Don’t you dare read this essay. Don’t dangle on every word, do not devote your full attention to it because it is not worth it. So why are you still reading? I did not spend much time on it anyway. I did not think about it in the shower, about whether I should obey the spirit or the letter of the prompt. I did not challenge myself. I never thought about how much fun it is to do chores as long as no one has told you to do them. I did not think about whether fewer kids would drink if it were legal, or if I would have eaten my broccoli if my mom had told me not to. See, I did not put much thought into this at all, so do not read another word.
It is a mind trick; a lie told as a means to an end; an easy way out. It is mysterious and dangerous communication.
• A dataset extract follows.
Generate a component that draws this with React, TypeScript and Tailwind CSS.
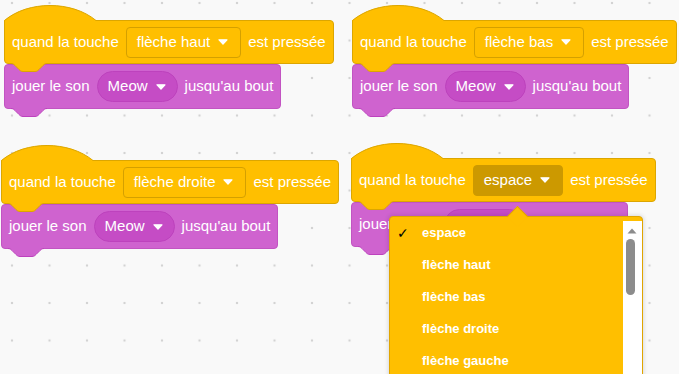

Especially between parents and children, it is extremely confusing and lays a foundation for distrust. After all, if you tell your child not to go outside every day because you really want him to, he will end up playing in the backyard during a lightning storm. Why should he listen to you at all if he has disobeyed you before and you encouraged it?
I am not saying that there is no place in the world for untruth. I am old enough to know that life is not a Disney movie, and that sometimes the value of the truth can be beaten by the consequences of telling it. If you need a little mind trick to get your child to eat her vegetables once or twice, it is not the end of the world.
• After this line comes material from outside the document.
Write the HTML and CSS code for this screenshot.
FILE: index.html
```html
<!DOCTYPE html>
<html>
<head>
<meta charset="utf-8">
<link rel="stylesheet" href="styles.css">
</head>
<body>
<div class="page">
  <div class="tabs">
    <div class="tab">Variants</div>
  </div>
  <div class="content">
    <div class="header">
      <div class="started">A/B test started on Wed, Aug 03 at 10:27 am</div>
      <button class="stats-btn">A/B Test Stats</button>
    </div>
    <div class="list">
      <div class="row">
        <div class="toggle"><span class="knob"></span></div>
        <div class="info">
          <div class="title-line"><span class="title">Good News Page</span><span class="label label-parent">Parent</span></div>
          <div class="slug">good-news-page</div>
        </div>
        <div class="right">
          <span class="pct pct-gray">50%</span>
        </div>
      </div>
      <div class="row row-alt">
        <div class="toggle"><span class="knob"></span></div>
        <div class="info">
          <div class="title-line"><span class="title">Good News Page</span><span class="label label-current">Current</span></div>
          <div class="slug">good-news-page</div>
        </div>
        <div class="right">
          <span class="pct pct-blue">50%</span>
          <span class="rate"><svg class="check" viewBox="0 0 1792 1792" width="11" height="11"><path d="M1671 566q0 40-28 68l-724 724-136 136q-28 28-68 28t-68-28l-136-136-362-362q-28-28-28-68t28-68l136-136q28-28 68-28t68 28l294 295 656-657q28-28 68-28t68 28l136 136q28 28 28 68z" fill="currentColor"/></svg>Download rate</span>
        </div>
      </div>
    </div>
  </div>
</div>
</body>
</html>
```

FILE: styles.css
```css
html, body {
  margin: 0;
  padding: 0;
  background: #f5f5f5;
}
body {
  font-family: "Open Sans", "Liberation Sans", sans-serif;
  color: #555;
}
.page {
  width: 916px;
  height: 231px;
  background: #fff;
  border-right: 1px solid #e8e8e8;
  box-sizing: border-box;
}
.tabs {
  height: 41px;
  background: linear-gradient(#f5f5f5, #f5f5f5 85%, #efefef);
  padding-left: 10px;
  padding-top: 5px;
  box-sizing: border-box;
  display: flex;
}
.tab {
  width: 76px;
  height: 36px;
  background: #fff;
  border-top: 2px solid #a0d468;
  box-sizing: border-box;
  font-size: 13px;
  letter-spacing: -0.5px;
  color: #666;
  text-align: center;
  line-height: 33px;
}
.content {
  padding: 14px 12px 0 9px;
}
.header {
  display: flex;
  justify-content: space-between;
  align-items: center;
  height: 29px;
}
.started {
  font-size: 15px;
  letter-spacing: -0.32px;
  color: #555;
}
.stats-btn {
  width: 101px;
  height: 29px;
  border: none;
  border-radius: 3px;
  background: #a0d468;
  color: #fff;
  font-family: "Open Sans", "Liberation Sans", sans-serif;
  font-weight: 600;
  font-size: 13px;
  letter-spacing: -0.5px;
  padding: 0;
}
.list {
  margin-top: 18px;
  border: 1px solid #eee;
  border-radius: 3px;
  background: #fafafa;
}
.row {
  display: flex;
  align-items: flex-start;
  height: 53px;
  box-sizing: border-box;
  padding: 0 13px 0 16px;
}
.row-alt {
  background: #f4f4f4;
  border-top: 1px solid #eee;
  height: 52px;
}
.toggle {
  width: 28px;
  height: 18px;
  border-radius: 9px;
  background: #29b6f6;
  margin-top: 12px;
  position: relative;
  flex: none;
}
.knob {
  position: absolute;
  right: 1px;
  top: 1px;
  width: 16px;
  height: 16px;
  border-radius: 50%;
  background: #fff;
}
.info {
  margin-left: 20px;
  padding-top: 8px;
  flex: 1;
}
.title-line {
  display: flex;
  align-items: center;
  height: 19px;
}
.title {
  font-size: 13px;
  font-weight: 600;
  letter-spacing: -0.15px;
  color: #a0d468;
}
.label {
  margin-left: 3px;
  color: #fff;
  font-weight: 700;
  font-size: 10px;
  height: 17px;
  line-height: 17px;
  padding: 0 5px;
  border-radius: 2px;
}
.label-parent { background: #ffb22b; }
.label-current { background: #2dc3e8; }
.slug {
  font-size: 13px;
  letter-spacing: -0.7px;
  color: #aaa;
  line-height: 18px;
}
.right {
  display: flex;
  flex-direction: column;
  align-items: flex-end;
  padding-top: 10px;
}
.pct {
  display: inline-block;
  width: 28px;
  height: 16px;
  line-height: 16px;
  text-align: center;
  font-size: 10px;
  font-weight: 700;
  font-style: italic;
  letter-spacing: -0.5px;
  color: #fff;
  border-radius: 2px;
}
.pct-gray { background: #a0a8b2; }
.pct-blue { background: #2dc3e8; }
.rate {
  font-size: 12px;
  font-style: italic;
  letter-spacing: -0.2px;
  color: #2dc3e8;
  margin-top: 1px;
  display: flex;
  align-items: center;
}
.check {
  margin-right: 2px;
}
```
But I worry about the misuse of communication. I visualize a baby holding a loaded gun. What is scary about the image is not that the baby is malicious and wants to kill someone, but that the baby cannot possibly comprehend the power it holds. Communication is as powerful as that loaded gun, and just as dangerous in immature hands.
Today more than ever, you often cannot read the face at the other end of a conversation. You cannot hear the stutter or wavering words within a text or instant message. You cannot tell what is a lie. You also cannot see the effect of your actions. You cannot see the hurt in someone else’s eyes after you press send. The destructive power of communication snarls behind the names people call each other and the words people use to tear each other down. But I believe in the constructive power of communication. I believe that the best discoveries will be sculpted from collaboration, using communication in pursuit of common goals as opposed to selfishly as a means to an end. I believe that you can only confidently understand your own ideas when others have challenged them. I believe that one person’s words to others can change the world. I just hope that they think before they speak.